__GIVEN TASK__
The exercise asks you to copy every line below in which "components" appears.
[SOURCE MATERIAL start]
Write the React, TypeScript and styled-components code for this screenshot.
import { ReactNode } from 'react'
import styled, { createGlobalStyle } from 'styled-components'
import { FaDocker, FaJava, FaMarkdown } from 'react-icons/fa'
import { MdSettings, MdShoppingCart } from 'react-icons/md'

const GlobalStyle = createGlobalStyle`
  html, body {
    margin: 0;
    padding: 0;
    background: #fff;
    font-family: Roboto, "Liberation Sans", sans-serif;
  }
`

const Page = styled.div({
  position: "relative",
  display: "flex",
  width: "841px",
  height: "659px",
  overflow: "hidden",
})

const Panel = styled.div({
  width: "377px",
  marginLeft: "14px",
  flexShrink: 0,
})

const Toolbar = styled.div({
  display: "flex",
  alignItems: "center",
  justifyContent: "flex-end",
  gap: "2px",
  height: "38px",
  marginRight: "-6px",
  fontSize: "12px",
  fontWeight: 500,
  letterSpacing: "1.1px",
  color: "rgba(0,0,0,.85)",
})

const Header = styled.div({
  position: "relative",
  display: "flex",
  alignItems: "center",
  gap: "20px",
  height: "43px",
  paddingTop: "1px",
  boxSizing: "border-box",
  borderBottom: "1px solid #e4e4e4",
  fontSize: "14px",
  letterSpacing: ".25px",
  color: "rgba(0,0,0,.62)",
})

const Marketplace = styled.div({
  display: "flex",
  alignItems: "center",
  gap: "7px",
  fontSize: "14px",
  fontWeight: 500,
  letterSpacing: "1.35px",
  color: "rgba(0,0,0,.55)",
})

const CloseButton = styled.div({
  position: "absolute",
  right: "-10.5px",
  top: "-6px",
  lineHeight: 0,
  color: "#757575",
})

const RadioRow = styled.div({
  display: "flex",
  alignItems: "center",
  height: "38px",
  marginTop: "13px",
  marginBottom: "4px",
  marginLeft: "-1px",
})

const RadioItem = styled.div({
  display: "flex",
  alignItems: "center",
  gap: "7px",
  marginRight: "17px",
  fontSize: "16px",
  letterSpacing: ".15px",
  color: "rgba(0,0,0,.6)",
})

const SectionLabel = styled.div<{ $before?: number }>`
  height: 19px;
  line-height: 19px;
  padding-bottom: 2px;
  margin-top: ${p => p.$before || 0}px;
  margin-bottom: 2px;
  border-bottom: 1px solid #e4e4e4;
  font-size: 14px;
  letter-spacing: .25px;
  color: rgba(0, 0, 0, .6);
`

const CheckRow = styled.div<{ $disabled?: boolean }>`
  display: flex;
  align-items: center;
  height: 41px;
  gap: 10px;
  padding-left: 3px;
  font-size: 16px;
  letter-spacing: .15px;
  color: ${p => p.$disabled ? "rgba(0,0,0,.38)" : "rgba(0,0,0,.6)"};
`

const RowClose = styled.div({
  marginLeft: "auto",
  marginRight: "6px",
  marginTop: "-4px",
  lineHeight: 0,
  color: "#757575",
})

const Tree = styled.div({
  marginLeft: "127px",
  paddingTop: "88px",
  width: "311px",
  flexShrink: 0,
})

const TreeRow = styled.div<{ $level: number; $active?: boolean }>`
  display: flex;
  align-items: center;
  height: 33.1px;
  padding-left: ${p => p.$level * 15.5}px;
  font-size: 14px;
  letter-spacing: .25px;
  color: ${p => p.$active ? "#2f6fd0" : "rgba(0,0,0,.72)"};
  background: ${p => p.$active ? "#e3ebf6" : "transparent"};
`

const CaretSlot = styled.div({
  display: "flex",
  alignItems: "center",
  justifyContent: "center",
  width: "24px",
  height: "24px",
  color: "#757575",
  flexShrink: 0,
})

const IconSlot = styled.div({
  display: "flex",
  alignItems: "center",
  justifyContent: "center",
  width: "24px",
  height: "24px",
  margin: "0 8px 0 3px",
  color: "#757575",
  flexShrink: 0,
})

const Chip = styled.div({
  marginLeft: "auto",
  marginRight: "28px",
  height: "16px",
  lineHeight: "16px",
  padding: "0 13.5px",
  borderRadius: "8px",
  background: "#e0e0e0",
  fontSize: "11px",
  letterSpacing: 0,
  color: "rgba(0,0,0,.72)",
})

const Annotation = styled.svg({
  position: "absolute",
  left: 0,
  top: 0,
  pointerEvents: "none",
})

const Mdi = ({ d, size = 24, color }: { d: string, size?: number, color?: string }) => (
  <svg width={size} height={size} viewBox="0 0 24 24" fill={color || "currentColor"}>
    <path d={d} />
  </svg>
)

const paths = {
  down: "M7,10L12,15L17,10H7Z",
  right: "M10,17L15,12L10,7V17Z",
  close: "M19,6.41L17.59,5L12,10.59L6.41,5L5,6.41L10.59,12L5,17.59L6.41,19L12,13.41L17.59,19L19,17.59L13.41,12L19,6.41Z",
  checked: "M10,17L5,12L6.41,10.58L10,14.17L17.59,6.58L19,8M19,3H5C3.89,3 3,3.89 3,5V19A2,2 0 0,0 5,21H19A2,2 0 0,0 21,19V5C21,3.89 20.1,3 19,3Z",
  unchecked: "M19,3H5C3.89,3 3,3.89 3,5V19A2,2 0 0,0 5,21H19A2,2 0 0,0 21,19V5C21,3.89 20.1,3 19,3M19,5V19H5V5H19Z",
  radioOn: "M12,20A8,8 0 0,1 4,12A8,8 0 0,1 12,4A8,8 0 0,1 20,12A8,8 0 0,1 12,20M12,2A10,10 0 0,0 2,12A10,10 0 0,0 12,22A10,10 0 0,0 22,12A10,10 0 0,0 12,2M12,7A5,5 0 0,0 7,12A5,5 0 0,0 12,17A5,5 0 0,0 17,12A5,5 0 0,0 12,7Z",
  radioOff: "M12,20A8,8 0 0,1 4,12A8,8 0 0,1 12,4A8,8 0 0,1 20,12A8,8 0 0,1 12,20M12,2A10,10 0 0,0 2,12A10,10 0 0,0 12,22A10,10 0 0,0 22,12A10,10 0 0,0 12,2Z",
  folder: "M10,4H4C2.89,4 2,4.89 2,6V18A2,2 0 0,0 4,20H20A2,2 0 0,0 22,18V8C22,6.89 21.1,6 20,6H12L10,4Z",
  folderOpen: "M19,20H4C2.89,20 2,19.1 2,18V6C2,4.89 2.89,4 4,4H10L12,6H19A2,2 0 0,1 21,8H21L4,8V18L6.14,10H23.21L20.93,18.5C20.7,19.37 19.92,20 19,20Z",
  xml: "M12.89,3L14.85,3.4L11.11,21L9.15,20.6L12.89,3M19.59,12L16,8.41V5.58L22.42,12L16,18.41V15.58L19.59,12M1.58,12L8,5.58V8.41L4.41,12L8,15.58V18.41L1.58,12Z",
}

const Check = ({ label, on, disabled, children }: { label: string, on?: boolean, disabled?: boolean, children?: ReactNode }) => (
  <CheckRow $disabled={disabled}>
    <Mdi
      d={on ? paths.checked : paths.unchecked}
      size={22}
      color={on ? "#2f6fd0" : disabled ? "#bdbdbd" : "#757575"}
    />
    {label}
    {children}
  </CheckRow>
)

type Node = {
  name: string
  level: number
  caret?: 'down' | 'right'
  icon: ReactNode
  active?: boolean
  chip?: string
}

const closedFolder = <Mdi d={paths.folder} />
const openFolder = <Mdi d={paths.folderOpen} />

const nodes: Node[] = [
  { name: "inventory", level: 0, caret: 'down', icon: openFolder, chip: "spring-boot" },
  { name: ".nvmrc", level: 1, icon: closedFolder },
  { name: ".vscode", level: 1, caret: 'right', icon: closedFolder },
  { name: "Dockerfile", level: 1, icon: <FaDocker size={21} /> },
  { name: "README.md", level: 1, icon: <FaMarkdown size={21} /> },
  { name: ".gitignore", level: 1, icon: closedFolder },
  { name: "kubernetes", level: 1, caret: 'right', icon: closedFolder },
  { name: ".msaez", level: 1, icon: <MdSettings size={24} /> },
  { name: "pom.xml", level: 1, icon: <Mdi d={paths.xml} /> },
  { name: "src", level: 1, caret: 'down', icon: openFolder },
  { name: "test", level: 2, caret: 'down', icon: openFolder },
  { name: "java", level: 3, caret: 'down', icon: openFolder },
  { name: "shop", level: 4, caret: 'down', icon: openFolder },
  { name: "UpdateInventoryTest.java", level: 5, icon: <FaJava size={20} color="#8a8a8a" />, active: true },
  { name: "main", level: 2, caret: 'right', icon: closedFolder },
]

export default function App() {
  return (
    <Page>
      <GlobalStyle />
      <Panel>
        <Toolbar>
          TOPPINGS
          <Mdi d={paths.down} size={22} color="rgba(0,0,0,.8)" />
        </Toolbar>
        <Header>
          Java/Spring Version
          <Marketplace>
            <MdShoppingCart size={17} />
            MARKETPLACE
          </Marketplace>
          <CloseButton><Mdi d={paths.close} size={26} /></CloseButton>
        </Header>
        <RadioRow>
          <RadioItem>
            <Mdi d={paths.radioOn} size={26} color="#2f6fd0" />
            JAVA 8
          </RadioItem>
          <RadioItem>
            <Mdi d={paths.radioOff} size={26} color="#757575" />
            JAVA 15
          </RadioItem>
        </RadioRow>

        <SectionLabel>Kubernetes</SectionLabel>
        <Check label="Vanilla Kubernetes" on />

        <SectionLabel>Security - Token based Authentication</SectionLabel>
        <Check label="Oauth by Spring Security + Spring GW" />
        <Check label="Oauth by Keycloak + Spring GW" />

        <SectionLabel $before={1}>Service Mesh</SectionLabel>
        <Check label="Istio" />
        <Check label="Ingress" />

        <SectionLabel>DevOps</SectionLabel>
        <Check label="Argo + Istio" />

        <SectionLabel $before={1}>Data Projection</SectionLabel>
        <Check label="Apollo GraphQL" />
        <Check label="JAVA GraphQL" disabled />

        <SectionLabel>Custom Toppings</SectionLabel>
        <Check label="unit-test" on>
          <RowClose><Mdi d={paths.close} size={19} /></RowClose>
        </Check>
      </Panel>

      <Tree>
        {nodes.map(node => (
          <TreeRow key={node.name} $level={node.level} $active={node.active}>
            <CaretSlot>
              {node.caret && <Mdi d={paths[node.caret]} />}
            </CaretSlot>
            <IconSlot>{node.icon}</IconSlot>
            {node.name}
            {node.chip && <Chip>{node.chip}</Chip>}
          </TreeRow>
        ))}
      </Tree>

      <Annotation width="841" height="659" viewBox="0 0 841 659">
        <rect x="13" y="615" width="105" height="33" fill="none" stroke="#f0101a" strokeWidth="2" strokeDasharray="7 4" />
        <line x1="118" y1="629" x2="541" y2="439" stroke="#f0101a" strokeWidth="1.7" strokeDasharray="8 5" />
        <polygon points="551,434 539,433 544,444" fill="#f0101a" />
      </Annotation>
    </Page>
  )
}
[SOURCE MATERIAL end]
__RESULT__
Write the React, TypeScript and styled-components code for this screenshot.
import styled, { createGlobalStyle } from 'styled-components'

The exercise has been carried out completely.